■ Exercise task ■
Look through the lines below and extract each one that contains "screenshot".

■ Data extract ■
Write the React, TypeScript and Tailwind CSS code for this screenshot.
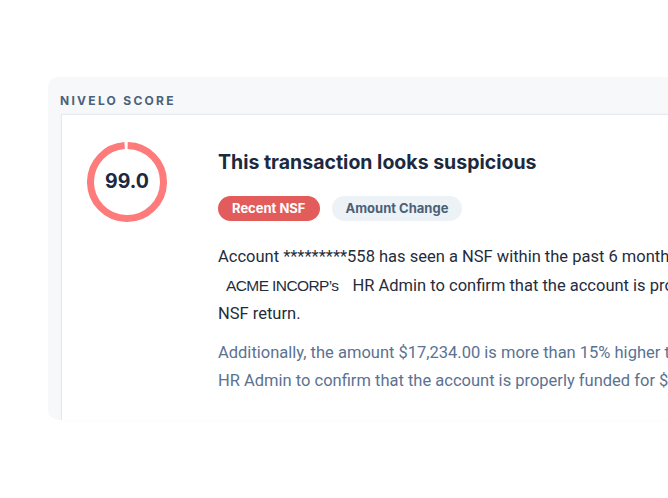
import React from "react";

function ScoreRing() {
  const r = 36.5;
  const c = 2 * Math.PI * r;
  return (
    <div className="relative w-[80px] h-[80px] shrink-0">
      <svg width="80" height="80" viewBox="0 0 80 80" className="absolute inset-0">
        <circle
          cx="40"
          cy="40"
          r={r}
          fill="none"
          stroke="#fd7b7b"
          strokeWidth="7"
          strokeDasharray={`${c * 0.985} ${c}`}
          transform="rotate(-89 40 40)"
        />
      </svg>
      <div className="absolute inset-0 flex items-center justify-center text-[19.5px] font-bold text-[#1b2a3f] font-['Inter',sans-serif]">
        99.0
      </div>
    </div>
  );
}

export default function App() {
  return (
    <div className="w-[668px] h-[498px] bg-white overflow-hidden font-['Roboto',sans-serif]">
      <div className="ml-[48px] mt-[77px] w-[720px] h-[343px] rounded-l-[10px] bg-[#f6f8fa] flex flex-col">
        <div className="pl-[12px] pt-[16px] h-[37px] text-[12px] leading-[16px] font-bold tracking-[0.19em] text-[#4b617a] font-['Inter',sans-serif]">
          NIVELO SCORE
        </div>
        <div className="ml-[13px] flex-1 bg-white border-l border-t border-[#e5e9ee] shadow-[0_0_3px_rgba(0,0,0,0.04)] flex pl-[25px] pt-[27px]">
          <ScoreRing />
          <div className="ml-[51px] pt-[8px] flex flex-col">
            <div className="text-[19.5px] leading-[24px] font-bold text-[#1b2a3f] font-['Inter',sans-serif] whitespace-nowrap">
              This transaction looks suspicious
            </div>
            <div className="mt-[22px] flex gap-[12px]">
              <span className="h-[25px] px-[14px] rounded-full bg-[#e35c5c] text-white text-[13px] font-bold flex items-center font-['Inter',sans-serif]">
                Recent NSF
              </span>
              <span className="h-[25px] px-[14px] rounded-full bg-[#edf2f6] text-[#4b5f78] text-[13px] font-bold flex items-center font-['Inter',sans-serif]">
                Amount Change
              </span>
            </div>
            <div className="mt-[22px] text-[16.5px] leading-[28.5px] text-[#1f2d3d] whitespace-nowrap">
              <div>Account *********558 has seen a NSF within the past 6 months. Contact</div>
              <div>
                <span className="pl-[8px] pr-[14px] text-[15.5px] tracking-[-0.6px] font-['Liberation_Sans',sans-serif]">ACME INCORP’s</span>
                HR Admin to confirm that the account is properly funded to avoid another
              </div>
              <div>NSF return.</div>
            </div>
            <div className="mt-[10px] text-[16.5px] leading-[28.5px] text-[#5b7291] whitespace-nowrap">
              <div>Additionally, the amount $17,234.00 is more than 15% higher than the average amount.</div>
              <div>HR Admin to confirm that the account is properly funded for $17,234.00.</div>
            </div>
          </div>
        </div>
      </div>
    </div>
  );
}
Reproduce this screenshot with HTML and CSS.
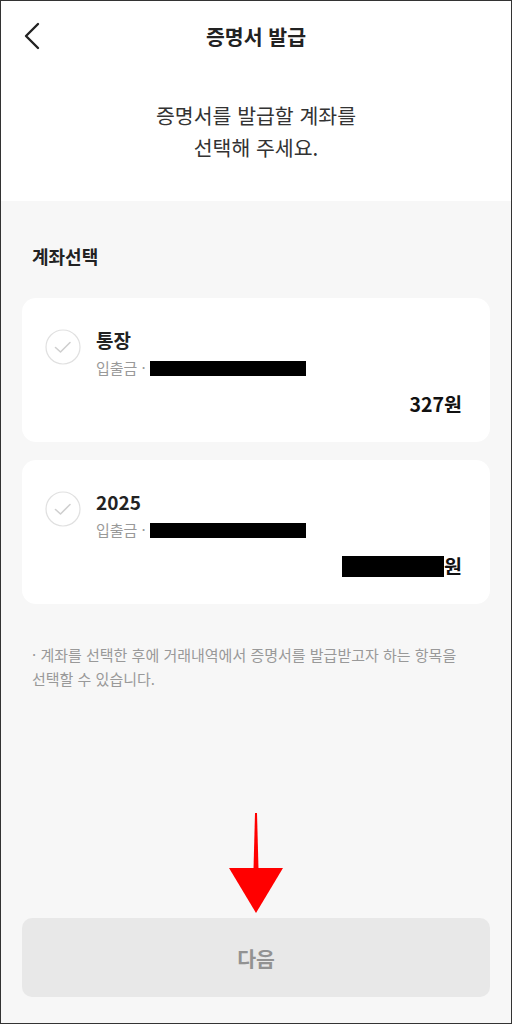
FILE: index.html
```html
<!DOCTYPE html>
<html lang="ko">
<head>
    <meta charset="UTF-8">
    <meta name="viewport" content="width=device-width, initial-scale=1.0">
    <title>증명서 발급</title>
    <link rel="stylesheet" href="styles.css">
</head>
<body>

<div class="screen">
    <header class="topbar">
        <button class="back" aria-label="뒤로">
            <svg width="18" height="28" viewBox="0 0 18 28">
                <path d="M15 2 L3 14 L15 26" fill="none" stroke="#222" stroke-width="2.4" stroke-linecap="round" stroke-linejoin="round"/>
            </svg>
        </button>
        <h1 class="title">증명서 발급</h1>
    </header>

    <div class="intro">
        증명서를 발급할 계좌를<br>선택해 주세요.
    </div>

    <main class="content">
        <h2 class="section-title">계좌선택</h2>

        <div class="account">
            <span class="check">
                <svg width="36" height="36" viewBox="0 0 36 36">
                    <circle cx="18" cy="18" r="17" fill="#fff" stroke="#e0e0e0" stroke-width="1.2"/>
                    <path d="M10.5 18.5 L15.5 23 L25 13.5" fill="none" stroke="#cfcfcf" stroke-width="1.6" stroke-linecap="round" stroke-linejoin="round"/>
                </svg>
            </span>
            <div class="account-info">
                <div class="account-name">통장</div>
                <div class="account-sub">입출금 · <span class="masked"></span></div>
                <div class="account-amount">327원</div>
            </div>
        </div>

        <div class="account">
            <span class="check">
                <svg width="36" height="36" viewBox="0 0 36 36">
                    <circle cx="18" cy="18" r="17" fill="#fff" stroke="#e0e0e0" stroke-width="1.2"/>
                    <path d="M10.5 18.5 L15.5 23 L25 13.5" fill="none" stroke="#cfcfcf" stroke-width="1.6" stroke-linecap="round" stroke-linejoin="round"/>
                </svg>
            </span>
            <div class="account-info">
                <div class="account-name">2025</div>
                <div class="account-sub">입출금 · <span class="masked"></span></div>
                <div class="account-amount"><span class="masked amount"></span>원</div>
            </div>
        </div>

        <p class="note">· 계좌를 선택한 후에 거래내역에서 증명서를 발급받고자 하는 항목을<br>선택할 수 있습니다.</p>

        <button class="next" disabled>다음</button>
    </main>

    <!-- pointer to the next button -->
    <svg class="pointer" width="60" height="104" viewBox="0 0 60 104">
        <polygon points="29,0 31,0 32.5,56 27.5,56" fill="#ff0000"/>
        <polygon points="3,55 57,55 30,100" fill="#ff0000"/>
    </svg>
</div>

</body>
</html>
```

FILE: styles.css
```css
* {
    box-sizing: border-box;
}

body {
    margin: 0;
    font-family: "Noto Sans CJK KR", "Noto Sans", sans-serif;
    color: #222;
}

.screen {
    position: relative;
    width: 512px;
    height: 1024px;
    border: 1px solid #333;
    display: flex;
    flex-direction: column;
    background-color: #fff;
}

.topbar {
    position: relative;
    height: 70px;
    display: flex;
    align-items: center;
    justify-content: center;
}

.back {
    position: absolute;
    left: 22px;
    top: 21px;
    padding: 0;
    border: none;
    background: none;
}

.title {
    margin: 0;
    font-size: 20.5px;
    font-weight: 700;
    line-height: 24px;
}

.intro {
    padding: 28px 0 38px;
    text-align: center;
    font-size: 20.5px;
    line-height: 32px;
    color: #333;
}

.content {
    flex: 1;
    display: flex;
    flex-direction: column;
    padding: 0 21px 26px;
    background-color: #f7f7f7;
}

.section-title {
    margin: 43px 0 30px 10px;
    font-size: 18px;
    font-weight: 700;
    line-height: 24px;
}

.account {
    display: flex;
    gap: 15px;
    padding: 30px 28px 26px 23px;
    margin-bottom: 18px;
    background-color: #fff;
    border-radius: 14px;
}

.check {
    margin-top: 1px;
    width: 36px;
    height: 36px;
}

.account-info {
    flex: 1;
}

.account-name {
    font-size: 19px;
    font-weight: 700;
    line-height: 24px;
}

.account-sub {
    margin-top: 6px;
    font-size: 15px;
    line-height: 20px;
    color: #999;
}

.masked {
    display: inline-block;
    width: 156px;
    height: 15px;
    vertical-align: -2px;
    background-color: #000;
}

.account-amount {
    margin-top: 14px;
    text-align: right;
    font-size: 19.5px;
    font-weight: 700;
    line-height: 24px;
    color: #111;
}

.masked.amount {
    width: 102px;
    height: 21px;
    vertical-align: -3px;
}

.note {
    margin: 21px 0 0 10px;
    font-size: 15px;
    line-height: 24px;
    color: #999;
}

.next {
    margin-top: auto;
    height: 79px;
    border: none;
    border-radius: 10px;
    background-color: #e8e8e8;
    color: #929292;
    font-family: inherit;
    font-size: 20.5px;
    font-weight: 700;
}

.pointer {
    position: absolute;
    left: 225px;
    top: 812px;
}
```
--
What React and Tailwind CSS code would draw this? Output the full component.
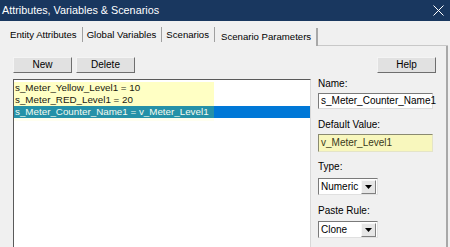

■ Finished exercise ■
Write the React, TypeScript and Tailwind CSS code for this screenshot.
Reproduce this screenshot with HTML and CSS.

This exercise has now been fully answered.